Exercise: In the material below, find all lines with the string "React" and copy them.

Raw data:
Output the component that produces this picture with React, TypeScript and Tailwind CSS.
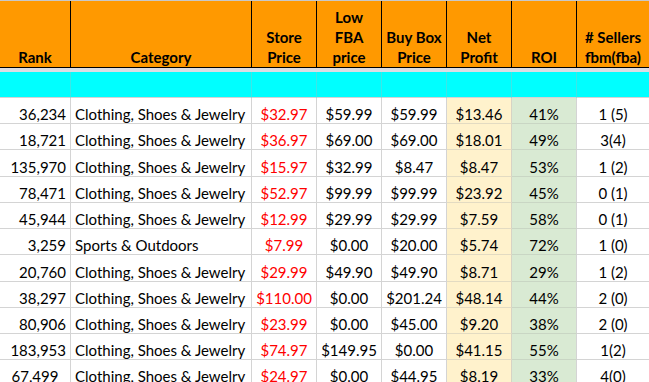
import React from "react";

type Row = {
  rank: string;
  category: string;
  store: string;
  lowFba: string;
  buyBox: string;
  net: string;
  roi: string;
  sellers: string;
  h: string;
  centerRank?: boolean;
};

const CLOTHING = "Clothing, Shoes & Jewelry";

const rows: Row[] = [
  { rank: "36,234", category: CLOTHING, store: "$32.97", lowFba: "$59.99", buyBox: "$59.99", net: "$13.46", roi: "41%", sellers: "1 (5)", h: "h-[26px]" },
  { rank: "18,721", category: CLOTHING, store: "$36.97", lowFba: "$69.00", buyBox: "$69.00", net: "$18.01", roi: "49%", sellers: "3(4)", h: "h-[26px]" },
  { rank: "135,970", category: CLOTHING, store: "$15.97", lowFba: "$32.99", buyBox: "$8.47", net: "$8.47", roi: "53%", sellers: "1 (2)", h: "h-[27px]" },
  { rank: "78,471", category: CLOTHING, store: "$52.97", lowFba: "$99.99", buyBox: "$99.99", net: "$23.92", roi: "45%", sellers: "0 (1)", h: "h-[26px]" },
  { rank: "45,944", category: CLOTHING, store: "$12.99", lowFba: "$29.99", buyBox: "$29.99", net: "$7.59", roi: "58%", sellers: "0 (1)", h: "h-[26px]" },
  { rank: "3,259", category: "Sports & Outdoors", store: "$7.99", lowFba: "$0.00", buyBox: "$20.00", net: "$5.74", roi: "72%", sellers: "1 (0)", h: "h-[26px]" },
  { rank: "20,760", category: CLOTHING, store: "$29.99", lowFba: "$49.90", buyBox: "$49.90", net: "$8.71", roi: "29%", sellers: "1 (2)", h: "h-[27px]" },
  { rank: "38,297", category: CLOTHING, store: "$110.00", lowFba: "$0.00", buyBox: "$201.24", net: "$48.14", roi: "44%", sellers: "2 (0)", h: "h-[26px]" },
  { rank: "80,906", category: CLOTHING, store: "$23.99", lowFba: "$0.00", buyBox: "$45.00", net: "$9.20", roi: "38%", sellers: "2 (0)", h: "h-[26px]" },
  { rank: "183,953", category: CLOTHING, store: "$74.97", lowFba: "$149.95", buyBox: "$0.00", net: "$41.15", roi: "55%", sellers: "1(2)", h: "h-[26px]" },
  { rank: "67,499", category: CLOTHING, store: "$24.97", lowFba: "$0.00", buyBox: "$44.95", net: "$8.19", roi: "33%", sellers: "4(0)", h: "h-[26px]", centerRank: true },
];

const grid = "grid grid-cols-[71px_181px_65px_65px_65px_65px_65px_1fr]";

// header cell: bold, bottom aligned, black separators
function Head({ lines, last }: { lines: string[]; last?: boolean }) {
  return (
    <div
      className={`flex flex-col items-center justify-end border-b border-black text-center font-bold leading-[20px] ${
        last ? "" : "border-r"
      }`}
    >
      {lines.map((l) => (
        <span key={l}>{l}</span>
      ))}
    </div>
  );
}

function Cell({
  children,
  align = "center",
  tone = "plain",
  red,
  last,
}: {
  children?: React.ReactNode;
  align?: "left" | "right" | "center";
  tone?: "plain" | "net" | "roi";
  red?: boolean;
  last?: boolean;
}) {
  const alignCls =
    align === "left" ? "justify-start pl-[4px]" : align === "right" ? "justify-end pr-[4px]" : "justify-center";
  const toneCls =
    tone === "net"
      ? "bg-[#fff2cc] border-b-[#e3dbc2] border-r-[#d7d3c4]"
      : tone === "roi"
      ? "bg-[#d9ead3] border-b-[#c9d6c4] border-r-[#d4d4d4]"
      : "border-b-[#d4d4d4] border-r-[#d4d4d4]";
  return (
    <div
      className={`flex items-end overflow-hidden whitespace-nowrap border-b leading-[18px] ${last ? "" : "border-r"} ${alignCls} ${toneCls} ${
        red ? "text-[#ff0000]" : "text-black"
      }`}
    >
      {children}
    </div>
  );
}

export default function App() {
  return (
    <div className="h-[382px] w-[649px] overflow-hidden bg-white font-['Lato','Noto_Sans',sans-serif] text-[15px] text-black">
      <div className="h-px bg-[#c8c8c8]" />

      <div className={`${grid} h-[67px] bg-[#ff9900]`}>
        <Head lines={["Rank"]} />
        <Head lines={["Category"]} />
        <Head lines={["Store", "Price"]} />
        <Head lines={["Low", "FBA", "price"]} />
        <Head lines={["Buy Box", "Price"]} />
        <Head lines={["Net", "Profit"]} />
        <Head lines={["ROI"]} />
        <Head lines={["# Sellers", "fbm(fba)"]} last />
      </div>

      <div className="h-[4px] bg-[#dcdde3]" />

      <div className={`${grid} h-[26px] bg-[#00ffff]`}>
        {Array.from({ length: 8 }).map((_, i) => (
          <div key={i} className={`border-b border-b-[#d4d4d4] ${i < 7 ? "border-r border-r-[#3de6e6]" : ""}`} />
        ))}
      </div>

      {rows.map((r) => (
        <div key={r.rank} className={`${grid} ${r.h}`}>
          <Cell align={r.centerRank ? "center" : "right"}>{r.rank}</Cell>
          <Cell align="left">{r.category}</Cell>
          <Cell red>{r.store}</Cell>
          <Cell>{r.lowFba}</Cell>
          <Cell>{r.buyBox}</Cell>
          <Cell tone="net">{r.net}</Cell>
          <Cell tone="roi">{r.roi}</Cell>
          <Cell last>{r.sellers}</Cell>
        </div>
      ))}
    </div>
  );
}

Worked solution:
Output the component that produces this picture with React, TypeScript and Tailwind CSS.
import React from "react";
  children?: React.ReactNode;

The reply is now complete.